WORK TO DO
The listing below must be repeated word for word, with its images excluded.
## start DATASET EXTRACT
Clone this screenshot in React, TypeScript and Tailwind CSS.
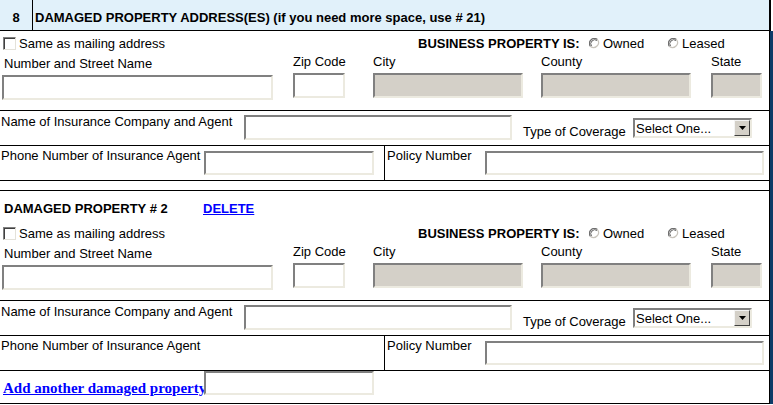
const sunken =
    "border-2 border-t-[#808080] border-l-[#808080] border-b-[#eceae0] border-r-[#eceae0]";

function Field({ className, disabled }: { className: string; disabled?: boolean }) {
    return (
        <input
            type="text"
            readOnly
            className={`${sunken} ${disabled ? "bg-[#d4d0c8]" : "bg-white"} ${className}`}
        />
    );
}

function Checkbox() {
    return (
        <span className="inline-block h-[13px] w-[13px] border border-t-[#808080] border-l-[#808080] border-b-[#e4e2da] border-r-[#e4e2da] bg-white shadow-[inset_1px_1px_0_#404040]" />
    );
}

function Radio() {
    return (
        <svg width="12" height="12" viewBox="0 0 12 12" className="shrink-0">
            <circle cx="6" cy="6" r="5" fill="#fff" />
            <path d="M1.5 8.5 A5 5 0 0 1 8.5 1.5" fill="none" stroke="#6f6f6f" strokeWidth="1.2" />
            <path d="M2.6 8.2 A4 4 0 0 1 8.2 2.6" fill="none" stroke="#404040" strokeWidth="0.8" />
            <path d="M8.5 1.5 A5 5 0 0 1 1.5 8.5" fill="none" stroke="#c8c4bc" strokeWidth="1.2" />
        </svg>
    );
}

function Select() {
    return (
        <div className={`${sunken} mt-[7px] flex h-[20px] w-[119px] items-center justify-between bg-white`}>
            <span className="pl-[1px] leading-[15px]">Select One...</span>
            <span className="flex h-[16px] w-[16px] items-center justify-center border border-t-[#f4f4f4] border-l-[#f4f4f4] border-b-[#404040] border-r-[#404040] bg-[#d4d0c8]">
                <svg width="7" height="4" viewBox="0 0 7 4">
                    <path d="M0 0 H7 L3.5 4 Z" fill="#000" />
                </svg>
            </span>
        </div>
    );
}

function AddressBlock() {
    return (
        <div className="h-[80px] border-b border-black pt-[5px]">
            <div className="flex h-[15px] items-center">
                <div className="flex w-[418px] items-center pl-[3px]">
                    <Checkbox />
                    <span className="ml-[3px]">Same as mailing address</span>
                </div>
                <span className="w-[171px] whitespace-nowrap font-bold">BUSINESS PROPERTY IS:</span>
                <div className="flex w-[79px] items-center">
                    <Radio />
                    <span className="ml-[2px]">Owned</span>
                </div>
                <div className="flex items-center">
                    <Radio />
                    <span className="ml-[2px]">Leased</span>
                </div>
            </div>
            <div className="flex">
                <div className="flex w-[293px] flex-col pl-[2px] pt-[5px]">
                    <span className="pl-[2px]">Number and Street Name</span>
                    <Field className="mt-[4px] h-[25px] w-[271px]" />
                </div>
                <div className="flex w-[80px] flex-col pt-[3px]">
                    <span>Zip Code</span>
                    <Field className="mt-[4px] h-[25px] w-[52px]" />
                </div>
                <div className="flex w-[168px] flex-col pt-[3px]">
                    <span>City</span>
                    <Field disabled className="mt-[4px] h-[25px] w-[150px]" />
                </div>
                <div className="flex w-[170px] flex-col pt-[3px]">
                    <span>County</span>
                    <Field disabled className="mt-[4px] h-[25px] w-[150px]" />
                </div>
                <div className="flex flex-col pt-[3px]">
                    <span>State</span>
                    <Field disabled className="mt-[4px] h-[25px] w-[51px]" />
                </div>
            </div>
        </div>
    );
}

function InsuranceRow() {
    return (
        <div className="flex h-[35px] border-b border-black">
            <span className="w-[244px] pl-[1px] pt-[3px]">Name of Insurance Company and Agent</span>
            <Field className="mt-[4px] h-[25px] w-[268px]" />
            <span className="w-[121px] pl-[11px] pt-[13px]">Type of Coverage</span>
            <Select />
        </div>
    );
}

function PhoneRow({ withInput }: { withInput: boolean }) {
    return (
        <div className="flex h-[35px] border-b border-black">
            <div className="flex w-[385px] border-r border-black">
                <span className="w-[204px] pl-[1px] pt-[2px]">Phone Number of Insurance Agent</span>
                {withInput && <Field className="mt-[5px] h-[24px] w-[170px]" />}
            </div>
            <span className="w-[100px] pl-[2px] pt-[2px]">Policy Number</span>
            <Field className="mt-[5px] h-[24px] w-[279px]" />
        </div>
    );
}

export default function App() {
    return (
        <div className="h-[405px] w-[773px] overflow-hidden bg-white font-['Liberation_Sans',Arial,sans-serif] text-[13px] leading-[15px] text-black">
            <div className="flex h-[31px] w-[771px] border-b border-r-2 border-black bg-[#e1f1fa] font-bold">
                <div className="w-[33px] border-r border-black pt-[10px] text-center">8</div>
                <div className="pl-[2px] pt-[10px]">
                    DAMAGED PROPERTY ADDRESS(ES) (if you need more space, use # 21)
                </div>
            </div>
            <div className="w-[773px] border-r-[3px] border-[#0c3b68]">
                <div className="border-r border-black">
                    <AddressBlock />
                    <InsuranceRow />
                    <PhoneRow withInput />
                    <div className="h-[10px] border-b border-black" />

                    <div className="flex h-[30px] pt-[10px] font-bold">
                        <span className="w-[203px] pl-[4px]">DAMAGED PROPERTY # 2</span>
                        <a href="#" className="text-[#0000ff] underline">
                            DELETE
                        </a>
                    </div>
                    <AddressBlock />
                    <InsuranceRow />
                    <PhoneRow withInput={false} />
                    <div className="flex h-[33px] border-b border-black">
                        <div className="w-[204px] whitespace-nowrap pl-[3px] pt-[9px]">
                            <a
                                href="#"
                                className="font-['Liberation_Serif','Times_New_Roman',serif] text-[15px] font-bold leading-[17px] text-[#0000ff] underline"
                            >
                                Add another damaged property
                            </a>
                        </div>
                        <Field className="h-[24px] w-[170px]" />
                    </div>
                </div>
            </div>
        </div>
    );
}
## end DATASET EXTRACT
SOLUTION TO THE EXERCISE
Clone this screenshot in React, TypeScript and Tailwind CSS.
const sunken =
    "border-2 border-t-[#808080] border-l-[#808080] border-b-[#eceae0] border-r-[#eceae0]";

function Field({ className, disabled }: { className: string; disabled?: boolean }) {
    return (
        <input
            type="text"
            readOnly
            className={`${sunken} ${disabled ? "bg-[#d4d0c8]" : "bg-white"} ${className}`}
        />
    );
}

function Checkbox() {
    return (
        <span className="inline-block h-[13px] w-[13px] border border-t-[#808080] border-l-[#808080] border-b-[#e4e2da] border-r-[#e4e2da] bg-white shadow-[inset_1px_1px_0_#404040]" />
    );
}

function Radio() {
    return (
        <svg width="12" height="12" viewBox="0 0 12 12" className="shrink-0">
            <circle cx="6" cy="6" r="5" fill="#fff" />
            <path d="M1.5 8.5 A5 5 0 0 1 8.5 1.5" fill="none" stroke="#6f6f6f" strokeWidth="1.2" />
            <path d="M2.6 8.2 A4 4 0 0 1 8.2 2.6" fill="none" stroke="#404040" strokeWidth="0.8" />
            <path d="M8.5 1.5 A5 5 0 0 1 1.5 8.5" fill="none" stroke="#c8c4bc" strokeWidth="1.2" />
        </svg>
    );
}

function Select() {
    return (
        <div className={`${sunken} mt-[7px] flex h-[20px] w-[119px] items-center justify-between bg-white`}>
            <span className="pl-[1px] leading-[15px]">Select One...</span>
            <span className="flex h-[16px] w-[16px] items-center justify-center border border-t-[#f4f4f4] border-l-[#f4f4f4] border-b-[#404040] border-r-[#404040] bg-[#d4d0c8]">
                <svg width="7" height="4" viewBox="0 0 7 4">
                    <path d="M0 0 H7 L3.5 4 Z" fill="#000" />
                </svg>
            </span>
        </div>
    );
}

function AddressBlock() {
    return (
        <div className="h-[80px] border-b border-black pt-[5px]">
            <div className="flex h-[15px] items-center">
                <div className="flex w-[418px] items-center pl-[3px]">
                    <Checkbox />
                    <span className="ml-[3px]">Same as mailing address</span>
                </div>
                <span className="w-[171px] whitespace-nowrap font-bold">BUSINESS PROPERTY IS:</span>
                <div className="flex w-[79px] items-center">
                    <Radio />
                    <span className="ml-[2px]">Owned</span>
                </div>
                <div className="flex items-center">
                    <Radio />
                    <span className="ml-[2px]">Leased</span>
                </div>
            </div>
            <div className="flex">
                <div className="flex w-[293px] flex-col pl-[2px] pt-[5px]">
                    <span className="pl-[2px]">Number and Street Name</span>
                    <Field className="mt-[4px] h-[25px] w-[271px]" />
                </div>
                <div className="flex w-[80px] flex-col pt-[3px]">
                    <span>Zip Code</span>
                    <Field className="mt-[4px] h-[25px] w-[52px]" />
                </div>
                <div className="flex w-[168px] flex-col pt-[3px]">
                    <span>City</span>
                    <Field disabled className="mt-[4px] h-[25px] w-[150px]" />
                </div>
                <div className="flex w-[170px] flex-col pt-[3px]">
                    <span>County</span>
                    <Field disabled className="mt-[4px] h-[25px] w-[150px]" />
                </div>
                <div className="flex flex-col pt-[3px]">
                    <span>State</span>
                    <Field disabled className="mt-[4px] h-[25px] w-[51px]" />
                </div>
            </div>
        </div>
    );
}

function InsuranceRow() {
    return (
        <div className="flex h-[35px] border-b border-black">
            <span className="w-[244px] pl-[1px] pt-[3px]">Name of Insurance Company and Agent</span>
            <Field className="mt-[4px] h-[25px] w-[268px]" />
            <span className="w-[121px] pl-[11px] pt-[13px]">Type of Coverage</span>
            <Select />
        </div>
    );
}

function PhoneRow({ withInput }: { withInput: boolean }) {
    return (
        <div className="flex h-[35px] border-b border-black">
            <div className="flex w-[385px] border-r border-black">
                <span className="w-[204px] pl-[1px] pt-[2px]">Phone Number of Insurance Agent</span>
                {withInput && <Field className="mt-[5px] h-[24px] w-[170px]" />}
            </div>
            <span className="w-[100px] pl-[2px] pt-[2px]">Policy Number</span>
            <Field className="mt-[5px] h-[24px] w-[279px]" />
        </div>
    );
}

export default function App() {
    return (
        <div className="h-[405px] w-[773px] overflow-hidden bg-white font-['Liberation_Sans',Arial,sans-serif] text-[13px] leading-[15px] text-black">
            <div className="flex h-[31px] w-[771px] border-b border-r-2 border-black bg-[#e1f1fa] font-bold">
                <div className="w-[33px] border-r border-black pt-[10px] text-center">8</div>
                <div className="pl-[2px] pt-[10px]">
                    DAMAGED PROPERTY ADDRESS(ES) (if you need more space, use # 21)
                </div>
            </div>
            <div className="w-[773px] border-r-[3px] border-[#0c3b68]">
                <div className="border-r border-black">
                    <AddressBlock />
                    <InsuranceRow />
                    <PhoneRow withInput />
                    <div className="h-[10px] border-b border-black" />

                    <div className="flex h-[30px] pt-[10px] font-bold">
                        <span className="w-[203px] pl-[4px]">DAMAGED PROPERTY # 2</span>
                        <a href="#" className="text-[#0000ff] underline">
                            DELETE
                        </a>
                    </div>
                    <AddressBlock />
                    <InsuranceRow />
                    <PhoneRow withInput={false} />
                    <div className="flex h-[33px] border-b border-black">
                        <div className="w-[204px] whitespace-nowrap pl-[3px] pt-[9px]">
                            <a
                                href="#"
                                className="font-['Liberation_Serif','Times_New_Roman',serif] text-[15px] font-bold leading-[17px] text-[#0000ff] underline"
                            >
                                Add another damaged property
                            </a>
                        </div>
                        <Field className="h-[24px] w-[170px]" />
                    </div>
                </div>
            </div>
        </div>
    );
}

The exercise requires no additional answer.